◆ EXERCISE REQUIREMENTS:
Copy all the entries below exactly, but not the pictures.

◆ PROVIDED RECORDS:
>>>>
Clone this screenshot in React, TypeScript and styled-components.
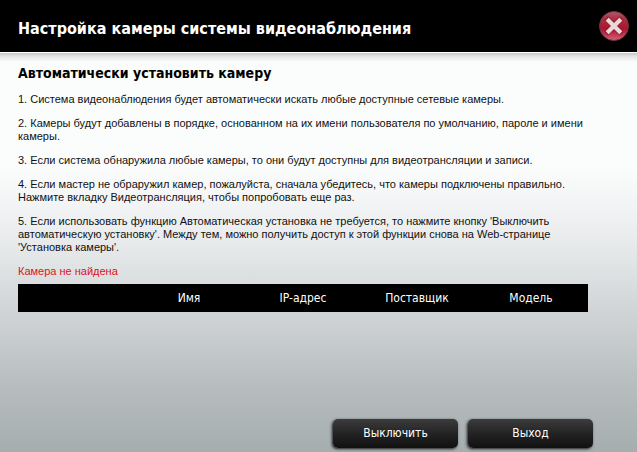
import React from "react";
import styled, { createGlobalStyle } from "styled-components";

const GlobalStyle = createGlobalStyle`
  *, *::before, *::after { box-sizing: border-box; }
  body {
    margin: 0;
    font-family: Tahoma, "DejaVu Sans Condensed", "Noto Sans", sans-serif;
    color: #111;
  }
`;

const Page = styled.div`
  display: flex;
  flex-direction: column;
  min-height: 100vh;
  background: linear-gradient(
    to bottom,
    #fbfdfc 0%,
    #fbfdfc 37%,
    #f2f3f4 46%,
    #e3e6e7 57%,
    #d1d4d6 69%,
    #b9bfc1 84%,
    #a5adaf 100%
  );
`;

const Header = styled.header`
  display: flex;
  align-items: center;
  justify-content: space-between;
  height: 52px;
  padding: 0 7px 0 18px;
  background: #000;
`;

const Title = styled.h1`
  margin: 0;
  padding-top: 6px;
  font-size: 16px;
  line-height: 24px;
  color: #fff;
`;

const CloseButton = styled.button`
  display: flex;
  padding: 0;
  border: 0;
  background: none;
  cursor: pointer;
`;

const HeaderEdge = styled.div`
  height: 10px;
  border-top: 1px solid #fff;
  background: linear-gradient(to bottom, #c6c8c7, #e4e6e5 40%, #fbfdfc);
`;

const Content = styled.main`
  flex: 1;
  display: flex;
  flex-direction: column;
  padding: 2px 49px 16px 18px;
`;

const Heading = styled.h2`
  margin: 0;
  font-size: 14px;
  line-height: 18px;
  color: #000;
`;

const Steps = styled.div`
  display: flex;
  flex-direction: column;
  gap: 11px;
  margin-top: 11px;
  font-family: "Liberation Sans", Arial, sans-serif;
  font-size: 11px;
  line-height: 13px;
`;

const Step = styled.p`
  margin: 0;
`;

const Status = styled(Step)`
  color: #e0101c;
`;

const CameraTable = styled.table`
  width: 100%;
  margin-top: 6px;
  table-layout: fixed;
  border-collapse: collapse;
  background: #000;
`;

const ColumnHead = styled.th`
  height: 28px;
  padding: 0;
  font-size: 12px;
  font-weight: 400;
  line-height: 16px;
  text-align: center;
  color: #fff;
`;

const Actions = styled.footer`
  display: flex;
  justify-content: flex-end;
  gap: 10px;
  padding: 0 44px 4px 18px;
`;

const ActionButton = styled.button`
  width: 125px;
  height: 29px;
  padding: 0 0 2px;
  border: 0;
  border-radius: 5px;
  background: linear-gradient(to bottom, #3c3c3c, #232323 50%, #111);
  box-shadow: -1px 1px 3px rgba(0, 0, 0, 0.85);
  font-family: inherit;
  font-size: 12px;
  line-height: 16px;
  color: #fff;
  cursor: pointer;
`;

function CloseIcon() {
  return (
    <svg width="32" height="32" viewBox="0 0 32 32" aria-hidden="true">
      <defs>
        <linearGradient id="disc" x1="0" y1="0" x2="0" y2="1">
          <stop offset="0" stopColor="#b25a67" />
          <stop offset="0.25" stopColor="#ad2f43" />
          <stop offset="0.6" stopColor="#a9152f" />
          <stop offset="1" stopColor="#d9607a" />
        </linearGradient>
      </defs>
      <circle cx="16" cy="16" r="14.5" fill="url(#disc)" stroke="#6b3640" />
      <path
        d="M10 10L22 22M22 10L10 22"
        stroke="#7c1526"
        strokeWidth="6"
        strokeLinecap="square"
        opacity="0.4"
      />
      <path d="M9.2 9.2L22.8 22.8M22.8 9.2L9.2 22.8" stroke="#ead9d9" strokeWidth="4.2" />
    </svg>
  );
}

const columns = ["", "Имя", "IP-адрес", "Поставщик", "Модель"];

export default function App() {
  return (
    <>
      <GlobalStyle />
      <Page>
        <Header>
          <Title>Настройка камеры системы видеонаблюдения</Title>
          <CloseButton type="button" aria-label="Закрыть">
            <CloseIcon />
          </CloseButton>
        </Header>
        <HeaderEdge />
        <Content>
          <Heading>Автоматически установить камеру</Heading>
          <Steps>
            <Step>1. Система видеонаблюдения будет автоматически искать любые доступные сетевые камеры.</Step>
            <Step>
              2. Камеры будут добавлены в порядке, основанном на их имени пользователя по умолчанию, пароле и имени
              камеры.
            </Step>
            <Step>3. Если система обнаружила любые камеры, то они будут доступны для видеотрансляции и записи.</Step>
            <Step>
              4. Если мастер не обраружил камер, пожалуйста, сначала убедитесь, что камеры подключены правильно.
              <br />
              Нажмите вкладку Видеотрансляция, чтобы попробовать еще раз.
            </Step>
            <Step>
              5. Если использовать функцию Автоматическая установка не требуется, то нажмите кнопку 'Выключить
              <br />
              автоматическую установку'. Между тем, можно получить доступ к этой функции снова на Web-странице
              <br />
              'Установка камеры'.
            </Step>
            <Status role="status">Камера не найдена</Status>
          </Steps>
          <CameraTable>
            <thead>
              <tr>
                {columns.map((name) => (
                  <ColumnHead key={name} scope="col">
                    {name}
                  </ColumnHead>
                ))}
              </tr>
            </thead>
          </CameraTable>
        </Content>
        <Actions>
          <ActionButton type="button">Выключить</ActionButton>
          <ActionButton type="button">Выход</ActionButton>
        </Actions>
      </Page>
    </>
  );
}
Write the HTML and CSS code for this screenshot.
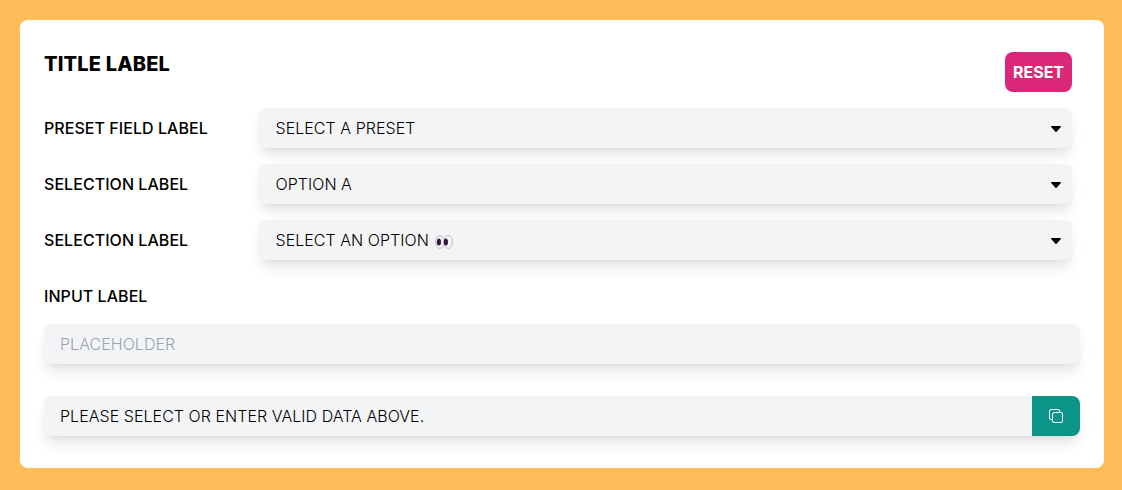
<<<<
◆ ANSWER:
Clone this screenshot in React, TypeScript and styled-components.
import React from "react";
import styled, { createGlobalStyle } from "styled-components";

const GlobalStyle = createGlobalStyle`
  *, *::before, *::after { box-sizing: border-box; }
  body {
    margin: 0;
    font-family: Tahoma, "DejaVu Sans Condensed", "Noto Sans", sans-serif;
    color: #111;
  }
`;

const Page = styled.div`
  display: flex;
  flex-direction: column;
  min-height: 100vh;
  background: linear-gradient(
    to bottom,
    #fbfdfc 0%,
    #fbfdfc 37%,
    #f2f3f4 46%,
    #e3e6e7 57%,
    #d1d4d6 69%,
    #b9bfc1 84%,
    #a5adaf 100%
  );
`;

const Header = styled.header`
  display: flex;
  align-items: center;
  justify-content: space-between;
  height: 52px;
  padding: 0 7px 0 18px;
  background: #000;
`;

const Title = styled.h1`
  margin: 0;
  padding-top: 6px;
  font-size: 16px;
  line-height: 24px;
  color: #fff;
`;

const CloseButton = styled.button`
  display: flex;
  padding: 0;
  border: 0;
  background: none;
  cursor: pointer;
`;

const HeaderEdge = styled.div`
  height: 10px;
  border-top: 1px solid #fff;
  background: linear-gradient(to bottom, #c6c8c7, #e4e6e5 40%, #fbfdfc);
`;

const Content = styled.main`
  flex: 1;
  display: flex;
  flex-direction: column;
  padding: 2px 49px 16px 18px;
`;

const Heading = styled.h2`
  margin: 0;
  font-size: 14px;
  line-height: 18px;
  color: #000;
`;

const Steps = styled.div`
  display: flex;
  flex-direction: column;
  gap: 11px;
  margin-top: 11px;
  font-family: "Liberation Sans", Arial, sans-serif;
  font-size: 11px;
  line-height: 13px;
`;

const Step = styled.p`
  margin: 0;
`;

const Status = styled(Step)`
  color: #e0101c;
`;

const CameraTable = styled.table`
  width: 100%;
  margin-top: 6px;
  table-layout: fixed;
  border-collapse: collapse;
  background: #000;
`;

const ColumnHead = styled.th`
  height: 28px;
  padding: 0;
  font-size: 12px;
  font-weight: 400;
  line-height: 16px;
  text-align: center;
  color: #fff;
`;

const Actions = styled.footer`
  display: flex;
  justify-content: flex-end;
  gap: 10px;
  padding: 0 44px 4px 18px;
`;

const ActionButton = styled.button`
  width: 125px;
  height: 29px;
  padding: 0 0 2px;
  border: 0;
  border-radius: 5px;
  background: linear-gradient(to bottom, #3c3c3c, #232323 50%, #111);
  box-shadow: -1px 1px 3px rgba(0, 0, 0, 0.85);
  font-family: inherit;
  font-size: 12px;
  line-height: 16px;
  color: #fff;
  cursor: pointer;
`;

function CloseIcon() {
  return (
    <svg width="32" height="32" viewBox="0 0 32 32" aria-hidden="true">
      <defs>
        <linearGradient id="disc" x1="0" y1="0" x2="0" y2="1">
          <stop offset="0" stopColor="#b25a67" />
          <stop offset="0.25" stopColor="#ad2f43" />
          <stop offset="0.6" stopColor="#a9152f" />
          <stop offset="1" stopColor="#d9607a" />
        </linearGradient>
      </defs>
      <circle cx="16" cy="16" r="14.5" fill="url(#disc)" stroke="#6b3640" />
      <path
        d="M10 10L22 22M22 10L10 22"
        stroke="#7c1526"
        strokeWidth="6"
        strokeLinecap="square"
        opacity="0.4"
      />
      <path d="M9.2 9.2L22.8 22.8M22.8 9.2L9.2 22.8" stroke="#ead9d9" strokeWidth="4.2" />
    </svg>
  );
}

const columns = ["", "Имя", "IP-адрес", "Поставщик", "Модель"];

export default function App() {
  return (
    <>
      <GlobalStyle />
      <Page>
        <Header>
          <Title>Настройка камеры системы видеонаблюдения</Title>
          <CloseButton type="button" aria-label="Закрыть">
            <CloseIcon />
          </CloseButton>
        </Header>
        <HeaderEdge />
        <Content>
          <Heading>Автоматически установить камеру</Heading>
          <Steps>
            <Step>1. Система видеонаблюдения будет автоматически искать любые доступные сетевые камеры.</Step>
            <Step>
              2. Камеры будут добавлены в порядке, основанном на их имени пользователя по умолчанию, пароле и имени
              камеры.
            </Step>
            <Step>3. Если система обнаружила любые камеры, то они будут доступны для видеотрансляции и записи.</Step>
            <Step>
              4. Если мастер не обраружил камер, пожалуйста, сначала убедитесь, что камеры подключены правильно.
              <br />
              Нажмите вкладку Видеотрансляция, чтобы попробовать еще раз.
            </Step>
            <Step>
              5. Если использовать функцию Автоматическая установка не требуется, то нажмите кнопку 'Выключить
              <br />
              автоматическую установку'. Между тем, можно получить доступ к этой функции снова на Web-странице
              <br />
              'Установка камеры'.
            </Step>
            <Status role="status">Камера не найдена</Status>
          </Steps>
          <CameraTable>
            <thead>
              <tr>
                {columns.map((name) => (
                  <ColumnHead key={name} scope="col">
                    {name}
                  </ColumnHead>
                ))}
              </tr>
            </thead>
          </CameraTable>
        </Content>
        <Actions>
          <ActionButton type="button">Выключить</ActionButton>
          <ActionButton type="button">Выход</ActionButton>
        </Actions>
      </Page>
    </>
  );
}
Write the HTML and CSS code for this screenshot.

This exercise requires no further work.